Determine which lines of the records include the word "page", and copy them.

#### Exercise materials

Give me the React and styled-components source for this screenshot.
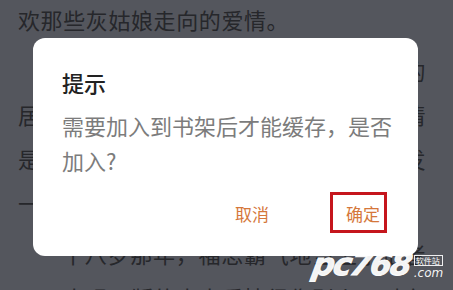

########
#### Exercise materials

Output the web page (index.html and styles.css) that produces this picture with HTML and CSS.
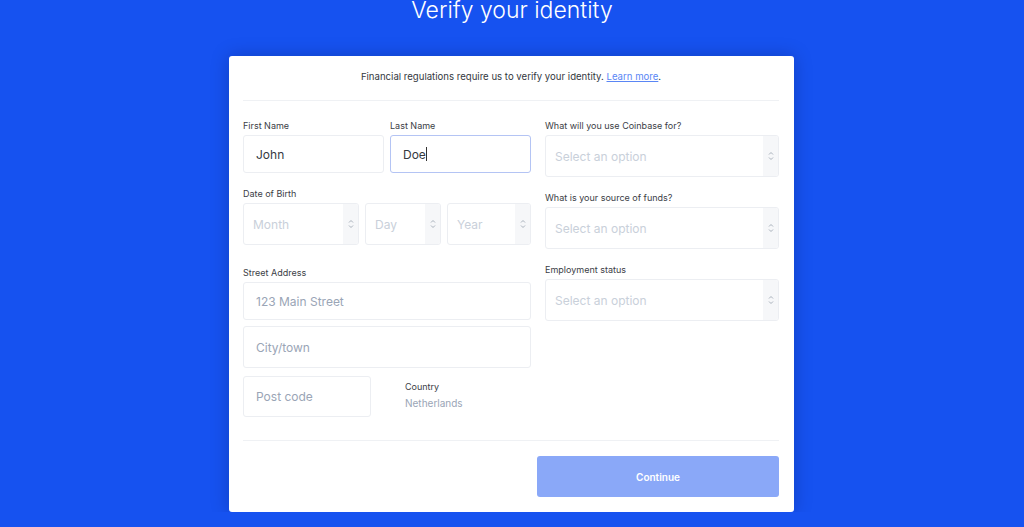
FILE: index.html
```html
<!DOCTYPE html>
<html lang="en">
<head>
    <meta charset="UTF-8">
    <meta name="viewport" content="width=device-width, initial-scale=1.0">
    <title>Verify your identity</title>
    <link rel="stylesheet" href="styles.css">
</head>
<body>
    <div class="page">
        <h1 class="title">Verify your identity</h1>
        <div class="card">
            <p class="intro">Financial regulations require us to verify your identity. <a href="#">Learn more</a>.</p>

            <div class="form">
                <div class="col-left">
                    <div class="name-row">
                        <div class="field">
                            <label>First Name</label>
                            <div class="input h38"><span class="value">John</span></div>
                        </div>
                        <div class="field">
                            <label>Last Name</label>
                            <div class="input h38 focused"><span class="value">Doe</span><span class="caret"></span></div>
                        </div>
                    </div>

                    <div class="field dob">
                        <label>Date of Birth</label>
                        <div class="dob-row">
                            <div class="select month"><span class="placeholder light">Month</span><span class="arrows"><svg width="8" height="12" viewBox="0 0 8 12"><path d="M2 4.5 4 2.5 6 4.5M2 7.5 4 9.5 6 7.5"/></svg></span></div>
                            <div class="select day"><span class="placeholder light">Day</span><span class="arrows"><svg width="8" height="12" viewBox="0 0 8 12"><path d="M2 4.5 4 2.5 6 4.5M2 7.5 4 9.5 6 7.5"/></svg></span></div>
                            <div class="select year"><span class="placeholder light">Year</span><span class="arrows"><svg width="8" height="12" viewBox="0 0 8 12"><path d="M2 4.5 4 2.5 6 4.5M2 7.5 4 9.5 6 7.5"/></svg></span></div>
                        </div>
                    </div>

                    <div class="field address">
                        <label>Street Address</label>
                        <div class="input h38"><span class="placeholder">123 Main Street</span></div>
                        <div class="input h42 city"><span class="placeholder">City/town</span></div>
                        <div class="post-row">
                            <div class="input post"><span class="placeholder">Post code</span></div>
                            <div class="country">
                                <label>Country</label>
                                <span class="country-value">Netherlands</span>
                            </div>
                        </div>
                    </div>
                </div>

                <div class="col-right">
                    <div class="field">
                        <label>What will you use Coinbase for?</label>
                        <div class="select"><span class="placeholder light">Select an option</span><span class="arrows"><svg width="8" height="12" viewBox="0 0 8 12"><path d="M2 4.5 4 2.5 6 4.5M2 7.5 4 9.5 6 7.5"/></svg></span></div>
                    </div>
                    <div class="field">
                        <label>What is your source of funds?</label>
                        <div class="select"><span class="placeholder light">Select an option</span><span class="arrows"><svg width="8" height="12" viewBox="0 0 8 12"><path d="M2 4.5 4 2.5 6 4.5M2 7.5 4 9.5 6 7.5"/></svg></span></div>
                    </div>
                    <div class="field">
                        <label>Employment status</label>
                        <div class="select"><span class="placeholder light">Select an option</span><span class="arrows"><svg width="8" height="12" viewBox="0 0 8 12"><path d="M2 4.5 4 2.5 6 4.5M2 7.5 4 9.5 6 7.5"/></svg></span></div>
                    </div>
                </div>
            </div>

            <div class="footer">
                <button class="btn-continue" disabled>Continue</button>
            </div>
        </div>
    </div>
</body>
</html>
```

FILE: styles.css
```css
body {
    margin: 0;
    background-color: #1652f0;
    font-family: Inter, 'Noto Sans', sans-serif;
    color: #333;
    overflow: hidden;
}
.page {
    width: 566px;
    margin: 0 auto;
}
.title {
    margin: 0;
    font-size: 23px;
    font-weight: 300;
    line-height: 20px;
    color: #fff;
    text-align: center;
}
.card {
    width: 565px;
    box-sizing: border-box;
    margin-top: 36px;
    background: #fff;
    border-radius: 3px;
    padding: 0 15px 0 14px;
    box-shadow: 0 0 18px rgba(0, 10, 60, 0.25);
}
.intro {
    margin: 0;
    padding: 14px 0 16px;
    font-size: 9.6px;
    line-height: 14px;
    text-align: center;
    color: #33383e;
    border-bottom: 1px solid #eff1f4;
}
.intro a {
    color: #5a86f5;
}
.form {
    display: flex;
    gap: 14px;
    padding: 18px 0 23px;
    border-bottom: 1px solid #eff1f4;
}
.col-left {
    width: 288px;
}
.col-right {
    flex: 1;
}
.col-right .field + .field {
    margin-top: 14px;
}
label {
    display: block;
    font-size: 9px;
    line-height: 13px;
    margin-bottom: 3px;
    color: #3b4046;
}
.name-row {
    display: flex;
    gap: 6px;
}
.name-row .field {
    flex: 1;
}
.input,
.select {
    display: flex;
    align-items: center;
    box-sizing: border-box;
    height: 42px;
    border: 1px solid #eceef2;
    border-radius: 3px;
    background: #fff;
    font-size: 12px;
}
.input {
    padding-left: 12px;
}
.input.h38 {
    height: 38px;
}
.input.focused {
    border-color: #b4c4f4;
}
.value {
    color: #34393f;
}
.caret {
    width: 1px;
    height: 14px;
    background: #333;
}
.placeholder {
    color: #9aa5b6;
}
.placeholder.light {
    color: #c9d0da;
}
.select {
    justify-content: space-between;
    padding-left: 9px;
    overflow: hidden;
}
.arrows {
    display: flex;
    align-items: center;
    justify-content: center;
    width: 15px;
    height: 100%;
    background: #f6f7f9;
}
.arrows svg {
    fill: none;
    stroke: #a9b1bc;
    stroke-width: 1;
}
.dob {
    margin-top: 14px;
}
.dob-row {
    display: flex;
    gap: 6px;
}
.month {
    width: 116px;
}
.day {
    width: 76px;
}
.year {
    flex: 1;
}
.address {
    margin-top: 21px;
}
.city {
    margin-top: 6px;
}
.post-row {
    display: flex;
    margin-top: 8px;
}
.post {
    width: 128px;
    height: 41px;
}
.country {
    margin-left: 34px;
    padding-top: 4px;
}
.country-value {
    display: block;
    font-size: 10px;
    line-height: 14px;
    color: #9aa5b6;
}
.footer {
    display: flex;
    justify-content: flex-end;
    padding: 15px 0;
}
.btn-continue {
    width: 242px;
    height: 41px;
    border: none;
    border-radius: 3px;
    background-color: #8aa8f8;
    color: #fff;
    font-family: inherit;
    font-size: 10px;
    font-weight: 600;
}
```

########

→ Response:
Output the web page (index.html and styles.css) that produces this picture with HTML and CSS.
    <div class="page">
.page {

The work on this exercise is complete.